HMRC has confirmed that interest earned on cash held inside stocks and shares ISAs and innovative finance ISAs will face a 22% charge from April 2027, closing a route savers might otherwise have used to bypass the reduced cash ISA allowance.
The charge will apply to interest generated by uninvested cash held within accounts classed as non-cash ISAs. Shares, investment funds and other qualifying assets held inside a stocks and shares ISA will retain their existing tax treatment, meaning the reform does not introduce a general tax on investment gains or dividends within the wrapper.
Investors commonly leave some cash inside investment accounts while waiting to purchase assets, receiving dividend payments or ensuring sufficient funds are available to cover platform fees. Interest paid on those balances is currently protected by the ISA wrapper. Once the new rules take effect, providers will be required to apply the 22% charge to that interest.
The measure forms part of the government’s attempt to prevent savers from using stocks and shares ISAs as substitute cash accounts after the annual cash ISA subscription limit is cut. From 6 April 2027, people under 65 will be able to place up to £12,000 a year into cash ISAs, down from the current £20,000. The overall annual ISA allowance will remain £20,000, while savers aged 65 and over will retain the full £20,000 cash ISA limit. The government is also tightening the movement of money between different ISA types. Savers under 65 will no longer be allowed to transfer funds from stocks and shares or innovative finance ISAs into cash ISAs. Transfers in the opposite direction will still be permitted, preserving the government’s intended route from cash saving into investment.
Money-market funds will face another restriction. Investors will still be able to hold them inside non-cash ISAs, but they will no longer be permitted to allocate the entire account to these low-risk, cash-like investments. The precise minimum proportion that must be held elsewhere has not yet been published, with further operational details expected in HMRC’s next Tax Free Savings newsletter. The package creates a more complicated boundary between saving and investing. Someone who temporarily sells investments during volatile markets could find that interest earned while the proceeds remain in cash is subject to the charge. Platforms will also need systems capable of identifying eligible interest, deducting the correct amount and explaining the treatment clearly to customers.
AJ Bell head of public policy Rachel Vahey has argued that the reforms could reduce flexibility and discourage potential investors by making the ISA system harder to understand. The concern is that people who are nervous about investing may prefer to remain entirely in cash rather than open a stocks and shares ISA carrying unfamiliar restrictions and tax calculations.

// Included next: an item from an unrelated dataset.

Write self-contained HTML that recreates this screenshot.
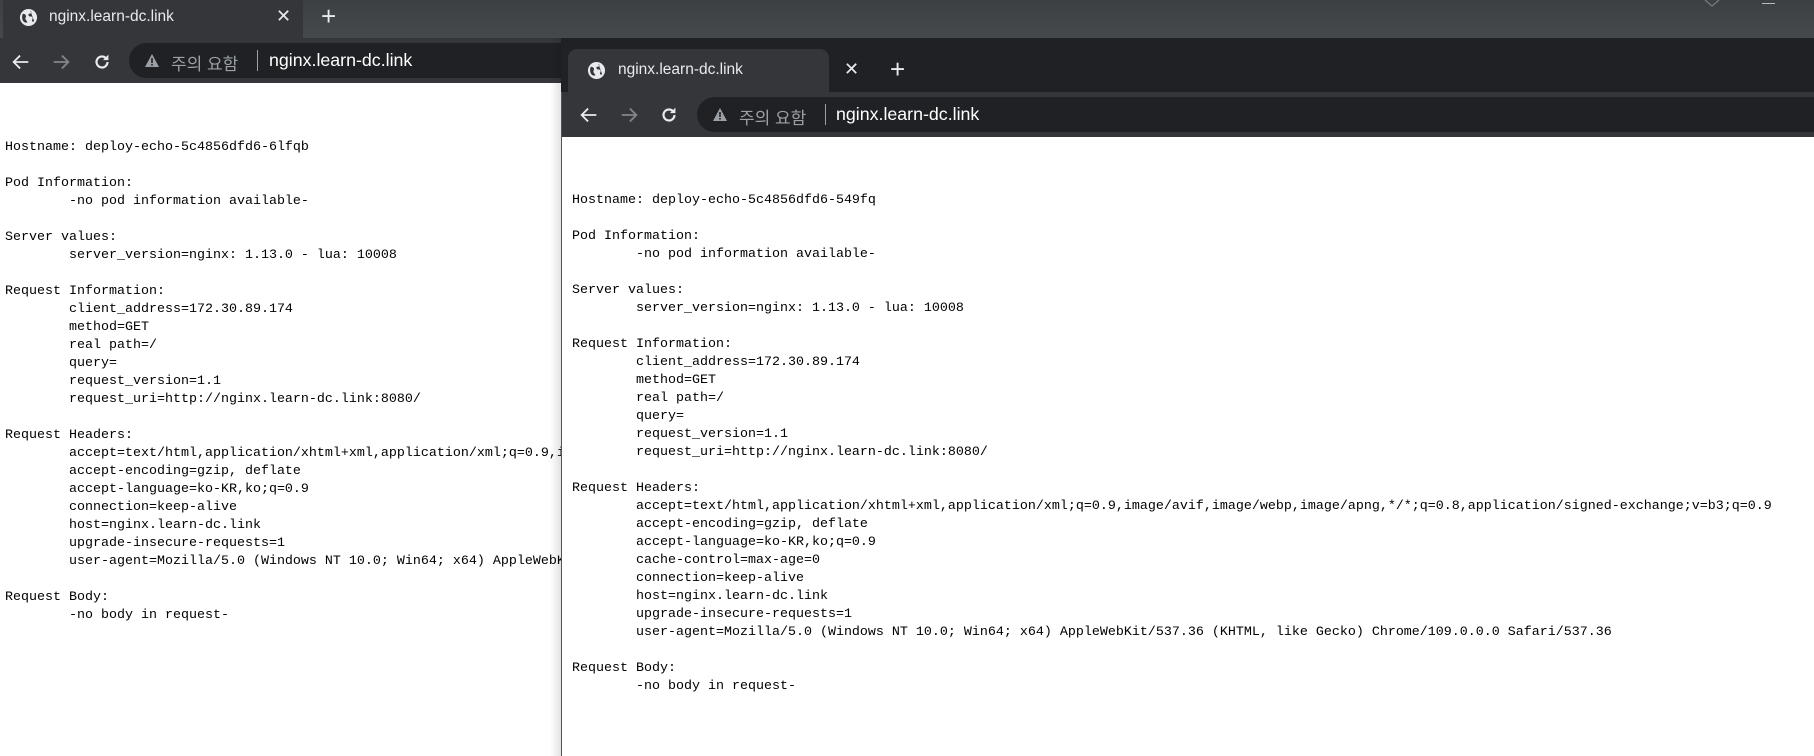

Chancellor Rachel Reeves has positioned the ISA reforms as part of a drive to encourage retail investment and direct more household savings towards companies and capital markets. The policy relies on financial incentives and restrictions to make long-term investing more attractive than leaving large balances in cash.
Whether the approach changes saver behaviour will depend partly on how providers implement the rules. Clear treatment of small operational cash balances, platform fees, recently sold investments and money awaiting reinvestment will be essential. Without practical exemptions or straightforward guidance, the 22% charge could affect ordinary account management as well as people deliberately using investment ISAs to hold cash.